— Start Dataset excerpt —

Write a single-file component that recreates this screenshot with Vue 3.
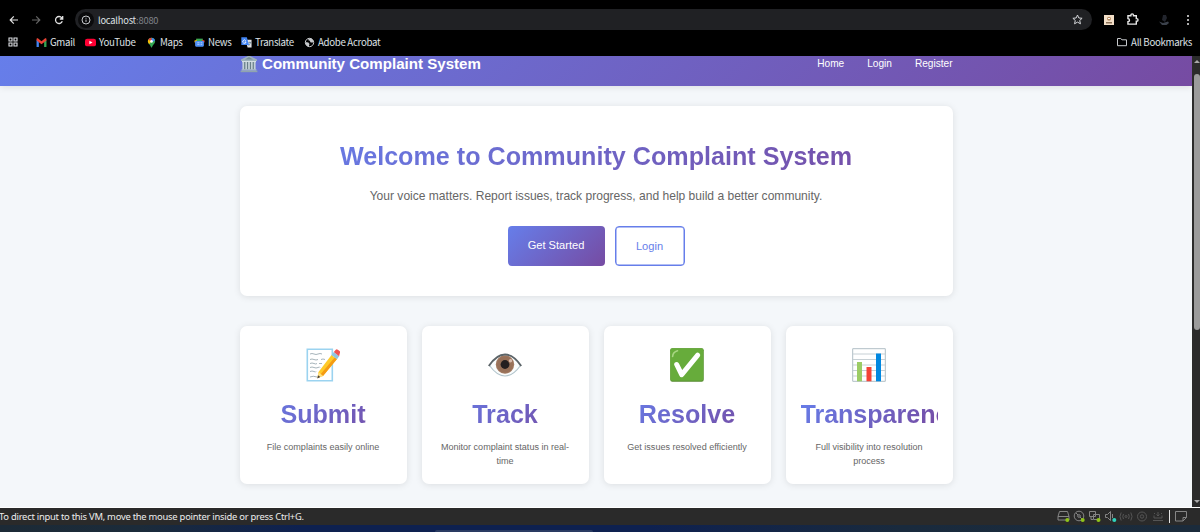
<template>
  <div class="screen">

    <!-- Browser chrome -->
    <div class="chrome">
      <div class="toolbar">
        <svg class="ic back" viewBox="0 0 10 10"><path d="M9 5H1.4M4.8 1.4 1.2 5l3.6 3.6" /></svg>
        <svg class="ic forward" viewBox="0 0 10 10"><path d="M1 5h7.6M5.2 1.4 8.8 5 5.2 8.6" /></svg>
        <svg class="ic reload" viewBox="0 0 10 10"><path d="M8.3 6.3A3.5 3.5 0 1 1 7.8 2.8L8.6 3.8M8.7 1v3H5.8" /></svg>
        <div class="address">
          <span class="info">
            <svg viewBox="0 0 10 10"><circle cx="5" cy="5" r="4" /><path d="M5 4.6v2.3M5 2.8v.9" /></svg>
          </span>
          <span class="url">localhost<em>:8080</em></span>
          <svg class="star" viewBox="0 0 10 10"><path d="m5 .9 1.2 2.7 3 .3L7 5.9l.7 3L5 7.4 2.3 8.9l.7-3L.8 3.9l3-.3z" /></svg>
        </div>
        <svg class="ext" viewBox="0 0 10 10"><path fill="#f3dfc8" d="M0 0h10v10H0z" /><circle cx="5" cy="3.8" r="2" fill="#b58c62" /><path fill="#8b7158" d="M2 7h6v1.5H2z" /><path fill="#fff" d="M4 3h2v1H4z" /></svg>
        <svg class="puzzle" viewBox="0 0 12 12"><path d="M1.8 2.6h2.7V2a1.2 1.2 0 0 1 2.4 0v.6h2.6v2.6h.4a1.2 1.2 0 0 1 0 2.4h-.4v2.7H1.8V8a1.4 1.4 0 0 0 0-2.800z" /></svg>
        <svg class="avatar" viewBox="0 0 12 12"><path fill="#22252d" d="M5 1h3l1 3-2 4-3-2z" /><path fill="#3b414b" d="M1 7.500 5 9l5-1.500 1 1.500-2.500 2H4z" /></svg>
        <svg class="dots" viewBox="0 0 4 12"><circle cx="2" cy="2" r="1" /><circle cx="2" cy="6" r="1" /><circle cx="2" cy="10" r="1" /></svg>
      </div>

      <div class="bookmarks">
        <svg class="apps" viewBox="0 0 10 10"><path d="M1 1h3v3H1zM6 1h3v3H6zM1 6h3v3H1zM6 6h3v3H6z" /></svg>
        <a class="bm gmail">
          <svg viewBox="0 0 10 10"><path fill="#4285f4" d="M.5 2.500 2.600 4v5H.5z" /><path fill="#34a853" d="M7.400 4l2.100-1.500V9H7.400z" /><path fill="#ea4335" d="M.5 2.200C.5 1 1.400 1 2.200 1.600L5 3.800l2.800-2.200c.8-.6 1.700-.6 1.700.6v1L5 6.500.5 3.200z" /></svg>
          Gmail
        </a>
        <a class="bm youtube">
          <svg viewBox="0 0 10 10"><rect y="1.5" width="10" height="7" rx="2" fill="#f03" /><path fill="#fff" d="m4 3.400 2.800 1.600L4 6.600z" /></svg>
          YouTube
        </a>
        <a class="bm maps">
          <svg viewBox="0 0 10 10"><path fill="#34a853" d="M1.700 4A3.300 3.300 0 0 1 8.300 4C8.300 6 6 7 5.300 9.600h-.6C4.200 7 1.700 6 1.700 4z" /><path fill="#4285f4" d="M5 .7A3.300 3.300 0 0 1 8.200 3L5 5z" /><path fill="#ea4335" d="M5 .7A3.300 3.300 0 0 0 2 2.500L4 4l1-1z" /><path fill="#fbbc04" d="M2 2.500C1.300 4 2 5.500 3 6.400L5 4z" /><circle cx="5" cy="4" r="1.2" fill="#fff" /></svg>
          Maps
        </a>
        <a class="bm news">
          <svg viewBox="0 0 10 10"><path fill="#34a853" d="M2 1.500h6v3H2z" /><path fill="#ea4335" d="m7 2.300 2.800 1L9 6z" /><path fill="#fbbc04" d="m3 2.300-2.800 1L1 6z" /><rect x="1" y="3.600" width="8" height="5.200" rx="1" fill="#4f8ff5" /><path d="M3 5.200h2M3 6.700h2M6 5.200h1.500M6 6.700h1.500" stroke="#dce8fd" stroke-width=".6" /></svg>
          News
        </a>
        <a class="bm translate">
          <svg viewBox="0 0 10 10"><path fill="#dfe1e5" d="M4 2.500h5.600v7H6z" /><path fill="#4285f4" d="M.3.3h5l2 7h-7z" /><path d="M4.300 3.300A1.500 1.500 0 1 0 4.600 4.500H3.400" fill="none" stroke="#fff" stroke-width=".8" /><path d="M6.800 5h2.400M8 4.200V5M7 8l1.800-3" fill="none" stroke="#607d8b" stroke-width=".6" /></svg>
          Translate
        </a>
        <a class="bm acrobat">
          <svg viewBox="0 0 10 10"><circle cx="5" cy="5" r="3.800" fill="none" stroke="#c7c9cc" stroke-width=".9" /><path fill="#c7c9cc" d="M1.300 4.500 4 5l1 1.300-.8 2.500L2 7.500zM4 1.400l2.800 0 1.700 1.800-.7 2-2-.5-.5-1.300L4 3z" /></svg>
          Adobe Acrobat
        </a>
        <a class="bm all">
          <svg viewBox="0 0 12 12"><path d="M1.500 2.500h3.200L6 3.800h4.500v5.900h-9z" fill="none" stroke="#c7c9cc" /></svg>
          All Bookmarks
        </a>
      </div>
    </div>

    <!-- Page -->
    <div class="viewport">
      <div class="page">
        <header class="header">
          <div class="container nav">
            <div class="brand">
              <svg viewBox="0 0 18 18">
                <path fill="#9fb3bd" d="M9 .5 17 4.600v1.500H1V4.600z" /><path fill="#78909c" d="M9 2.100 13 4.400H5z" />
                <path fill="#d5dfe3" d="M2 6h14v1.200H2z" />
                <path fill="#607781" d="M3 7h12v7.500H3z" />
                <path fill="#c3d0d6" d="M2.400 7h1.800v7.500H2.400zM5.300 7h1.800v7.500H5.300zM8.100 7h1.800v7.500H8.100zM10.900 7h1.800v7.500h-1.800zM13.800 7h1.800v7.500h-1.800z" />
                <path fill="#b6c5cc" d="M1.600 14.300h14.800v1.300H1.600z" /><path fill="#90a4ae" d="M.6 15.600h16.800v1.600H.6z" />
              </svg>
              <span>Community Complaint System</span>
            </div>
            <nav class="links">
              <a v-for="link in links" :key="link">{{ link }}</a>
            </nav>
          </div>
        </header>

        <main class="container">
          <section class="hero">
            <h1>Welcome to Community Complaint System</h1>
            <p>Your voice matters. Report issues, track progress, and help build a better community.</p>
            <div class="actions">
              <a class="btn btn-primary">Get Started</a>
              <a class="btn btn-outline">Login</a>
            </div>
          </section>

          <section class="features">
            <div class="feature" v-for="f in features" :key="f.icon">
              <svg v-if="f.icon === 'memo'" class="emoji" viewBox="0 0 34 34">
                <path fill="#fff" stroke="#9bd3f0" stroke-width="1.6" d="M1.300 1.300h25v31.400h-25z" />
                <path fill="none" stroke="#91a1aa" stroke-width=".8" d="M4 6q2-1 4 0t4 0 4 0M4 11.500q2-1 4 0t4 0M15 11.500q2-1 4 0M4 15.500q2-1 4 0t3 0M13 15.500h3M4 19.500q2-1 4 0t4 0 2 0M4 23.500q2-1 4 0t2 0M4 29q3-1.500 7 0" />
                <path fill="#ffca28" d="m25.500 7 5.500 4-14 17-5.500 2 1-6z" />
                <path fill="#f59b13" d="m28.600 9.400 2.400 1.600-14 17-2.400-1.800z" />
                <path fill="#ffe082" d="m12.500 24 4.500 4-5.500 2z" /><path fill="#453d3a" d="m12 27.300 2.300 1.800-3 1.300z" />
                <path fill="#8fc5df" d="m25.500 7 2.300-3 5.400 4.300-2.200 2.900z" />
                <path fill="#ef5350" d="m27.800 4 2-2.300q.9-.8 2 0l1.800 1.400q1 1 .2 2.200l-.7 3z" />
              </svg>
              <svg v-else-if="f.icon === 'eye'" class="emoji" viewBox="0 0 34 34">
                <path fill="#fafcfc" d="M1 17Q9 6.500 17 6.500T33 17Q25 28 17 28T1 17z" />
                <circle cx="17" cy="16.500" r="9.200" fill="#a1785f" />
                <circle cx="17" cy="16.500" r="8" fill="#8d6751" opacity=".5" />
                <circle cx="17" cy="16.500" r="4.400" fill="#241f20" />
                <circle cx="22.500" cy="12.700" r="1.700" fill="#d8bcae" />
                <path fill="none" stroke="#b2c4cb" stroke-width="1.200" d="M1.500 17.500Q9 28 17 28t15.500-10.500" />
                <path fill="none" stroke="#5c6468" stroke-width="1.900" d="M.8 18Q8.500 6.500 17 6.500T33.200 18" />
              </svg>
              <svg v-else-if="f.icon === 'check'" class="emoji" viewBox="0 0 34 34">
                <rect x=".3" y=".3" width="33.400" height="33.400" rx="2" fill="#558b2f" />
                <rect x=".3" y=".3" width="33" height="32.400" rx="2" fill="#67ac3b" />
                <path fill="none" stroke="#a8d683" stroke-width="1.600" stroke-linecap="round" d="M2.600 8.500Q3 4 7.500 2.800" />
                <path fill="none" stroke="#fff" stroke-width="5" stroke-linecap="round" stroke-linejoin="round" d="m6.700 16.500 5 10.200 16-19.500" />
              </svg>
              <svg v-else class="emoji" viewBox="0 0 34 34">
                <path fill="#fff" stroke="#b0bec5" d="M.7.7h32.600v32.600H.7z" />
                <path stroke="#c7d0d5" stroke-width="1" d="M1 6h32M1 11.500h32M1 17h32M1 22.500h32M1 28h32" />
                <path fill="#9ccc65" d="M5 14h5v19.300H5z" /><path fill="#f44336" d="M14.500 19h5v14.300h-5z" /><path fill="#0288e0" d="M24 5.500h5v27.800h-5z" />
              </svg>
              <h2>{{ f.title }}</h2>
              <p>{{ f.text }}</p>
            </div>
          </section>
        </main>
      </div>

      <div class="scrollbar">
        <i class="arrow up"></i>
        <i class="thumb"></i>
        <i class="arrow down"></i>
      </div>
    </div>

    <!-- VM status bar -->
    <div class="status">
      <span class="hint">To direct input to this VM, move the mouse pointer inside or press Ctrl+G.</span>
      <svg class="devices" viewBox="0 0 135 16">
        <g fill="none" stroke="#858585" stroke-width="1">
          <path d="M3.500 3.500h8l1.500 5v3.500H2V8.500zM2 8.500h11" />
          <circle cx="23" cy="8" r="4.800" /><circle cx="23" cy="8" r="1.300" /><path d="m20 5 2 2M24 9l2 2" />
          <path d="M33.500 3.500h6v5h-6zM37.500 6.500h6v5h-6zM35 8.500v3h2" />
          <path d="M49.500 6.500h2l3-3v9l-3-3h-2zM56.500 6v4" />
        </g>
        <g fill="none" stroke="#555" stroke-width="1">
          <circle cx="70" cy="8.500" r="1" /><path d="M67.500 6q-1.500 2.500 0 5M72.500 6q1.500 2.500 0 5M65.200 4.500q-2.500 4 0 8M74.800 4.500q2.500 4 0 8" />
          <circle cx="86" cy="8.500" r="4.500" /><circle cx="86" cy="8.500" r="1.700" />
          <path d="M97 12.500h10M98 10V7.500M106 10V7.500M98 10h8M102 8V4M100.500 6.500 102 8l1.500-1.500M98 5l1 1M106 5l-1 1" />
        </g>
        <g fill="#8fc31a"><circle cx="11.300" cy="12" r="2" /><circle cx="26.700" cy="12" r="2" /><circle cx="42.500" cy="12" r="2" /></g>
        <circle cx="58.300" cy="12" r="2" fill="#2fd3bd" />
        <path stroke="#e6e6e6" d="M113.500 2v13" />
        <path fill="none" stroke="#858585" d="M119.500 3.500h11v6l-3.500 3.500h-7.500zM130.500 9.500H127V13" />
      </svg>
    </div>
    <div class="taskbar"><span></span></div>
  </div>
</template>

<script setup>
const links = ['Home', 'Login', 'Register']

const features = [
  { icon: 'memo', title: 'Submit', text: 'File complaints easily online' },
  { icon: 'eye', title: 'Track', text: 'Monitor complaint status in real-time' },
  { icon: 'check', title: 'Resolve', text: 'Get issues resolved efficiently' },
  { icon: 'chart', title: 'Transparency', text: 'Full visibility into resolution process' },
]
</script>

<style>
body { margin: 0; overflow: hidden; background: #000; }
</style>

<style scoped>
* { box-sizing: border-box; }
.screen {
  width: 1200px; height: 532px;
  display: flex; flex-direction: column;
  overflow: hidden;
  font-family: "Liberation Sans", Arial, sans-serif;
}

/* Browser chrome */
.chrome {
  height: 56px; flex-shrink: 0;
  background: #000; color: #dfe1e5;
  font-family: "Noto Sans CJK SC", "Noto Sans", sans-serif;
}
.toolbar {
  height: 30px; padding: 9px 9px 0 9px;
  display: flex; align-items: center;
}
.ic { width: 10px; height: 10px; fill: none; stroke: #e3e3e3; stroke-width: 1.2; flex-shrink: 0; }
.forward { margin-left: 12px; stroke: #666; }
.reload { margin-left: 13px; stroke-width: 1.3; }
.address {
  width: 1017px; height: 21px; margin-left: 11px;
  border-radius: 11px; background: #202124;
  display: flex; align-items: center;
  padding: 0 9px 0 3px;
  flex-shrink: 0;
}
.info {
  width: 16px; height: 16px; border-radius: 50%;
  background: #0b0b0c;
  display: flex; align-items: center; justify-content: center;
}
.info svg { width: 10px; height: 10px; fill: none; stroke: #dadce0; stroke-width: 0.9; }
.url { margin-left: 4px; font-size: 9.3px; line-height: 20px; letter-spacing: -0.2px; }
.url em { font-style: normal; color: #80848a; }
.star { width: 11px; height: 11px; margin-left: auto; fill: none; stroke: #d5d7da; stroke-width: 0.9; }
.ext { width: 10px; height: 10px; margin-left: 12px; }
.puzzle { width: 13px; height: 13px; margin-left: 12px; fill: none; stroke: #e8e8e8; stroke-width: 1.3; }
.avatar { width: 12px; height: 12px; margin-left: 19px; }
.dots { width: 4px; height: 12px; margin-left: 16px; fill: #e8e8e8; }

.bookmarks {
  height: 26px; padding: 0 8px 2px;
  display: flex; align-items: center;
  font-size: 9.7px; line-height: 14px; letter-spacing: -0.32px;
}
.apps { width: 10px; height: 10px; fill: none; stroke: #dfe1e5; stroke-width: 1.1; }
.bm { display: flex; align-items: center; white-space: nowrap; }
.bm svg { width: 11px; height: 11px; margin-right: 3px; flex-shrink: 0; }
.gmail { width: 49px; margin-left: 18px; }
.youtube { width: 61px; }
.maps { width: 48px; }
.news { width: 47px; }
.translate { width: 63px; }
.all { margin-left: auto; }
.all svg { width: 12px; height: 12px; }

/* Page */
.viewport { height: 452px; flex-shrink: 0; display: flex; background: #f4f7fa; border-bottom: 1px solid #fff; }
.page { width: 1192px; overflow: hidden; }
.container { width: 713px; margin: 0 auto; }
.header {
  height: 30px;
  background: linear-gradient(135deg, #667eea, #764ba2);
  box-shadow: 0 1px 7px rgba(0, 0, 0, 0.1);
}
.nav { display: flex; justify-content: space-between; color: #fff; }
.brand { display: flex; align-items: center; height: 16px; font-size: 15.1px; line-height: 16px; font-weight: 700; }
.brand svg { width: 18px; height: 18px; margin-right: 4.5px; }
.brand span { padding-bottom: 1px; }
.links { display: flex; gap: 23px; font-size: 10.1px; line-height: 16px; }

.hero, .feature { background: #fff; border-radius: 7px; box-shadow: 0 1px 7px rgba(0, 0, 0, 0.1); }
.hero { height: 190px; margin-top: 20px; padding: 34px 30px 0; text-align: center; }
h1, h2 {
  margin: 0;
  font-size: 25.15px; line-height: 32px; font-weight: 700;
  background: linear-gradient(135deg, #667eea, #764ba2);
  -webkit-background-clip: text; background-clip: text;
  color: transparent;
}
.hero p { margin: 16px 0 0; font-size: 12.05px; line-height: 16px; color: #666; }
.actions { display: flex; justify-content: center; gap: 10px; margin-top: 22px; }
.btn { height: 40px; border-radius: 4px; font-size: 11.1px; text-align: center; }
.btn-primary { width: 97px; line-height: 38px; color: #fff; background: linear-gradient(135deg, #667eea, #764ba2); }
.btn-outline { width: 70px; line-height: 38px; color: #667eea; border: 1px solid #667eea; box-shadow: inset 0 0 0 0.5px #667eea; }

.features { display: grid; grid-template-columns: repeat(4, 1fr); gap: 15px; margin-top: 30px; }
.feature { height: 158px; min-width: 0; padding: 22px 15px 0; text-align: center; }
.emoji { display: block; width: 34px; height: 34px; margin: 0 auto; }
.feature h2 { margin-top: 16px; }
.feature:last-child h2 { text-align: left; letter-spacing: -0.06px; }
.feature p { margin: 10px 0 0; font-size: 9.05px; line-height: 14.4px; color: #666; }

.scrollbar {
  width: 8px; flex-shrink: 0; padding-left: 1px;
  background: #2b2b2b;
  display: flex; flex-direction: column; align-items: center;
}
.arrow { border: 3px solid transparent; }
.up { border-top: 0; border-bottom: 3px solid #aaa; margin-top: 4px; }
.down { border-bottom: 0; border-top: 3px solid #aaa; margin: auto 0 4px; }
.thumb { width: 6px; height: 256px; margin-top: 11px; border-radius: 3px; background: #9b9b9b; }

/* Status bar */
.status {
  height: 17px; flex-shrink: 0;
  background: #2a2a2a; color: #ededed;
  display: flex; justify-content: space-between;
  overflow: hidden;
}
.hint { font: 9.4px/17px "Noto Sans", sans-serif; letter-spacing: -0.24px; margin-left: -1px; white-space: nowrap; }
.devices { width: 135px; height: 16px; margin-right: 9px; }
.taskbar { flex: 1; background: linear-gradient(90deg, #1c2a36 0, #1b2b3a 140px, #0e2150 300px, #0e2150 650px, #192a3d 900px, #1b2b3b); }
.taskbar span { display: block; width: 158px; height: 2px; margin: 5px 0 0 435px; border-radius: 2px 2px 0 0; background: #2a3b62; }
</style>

— End Dataset excerpt —

Find out how many lines in the listing contain the string "this". Give the number alone.

2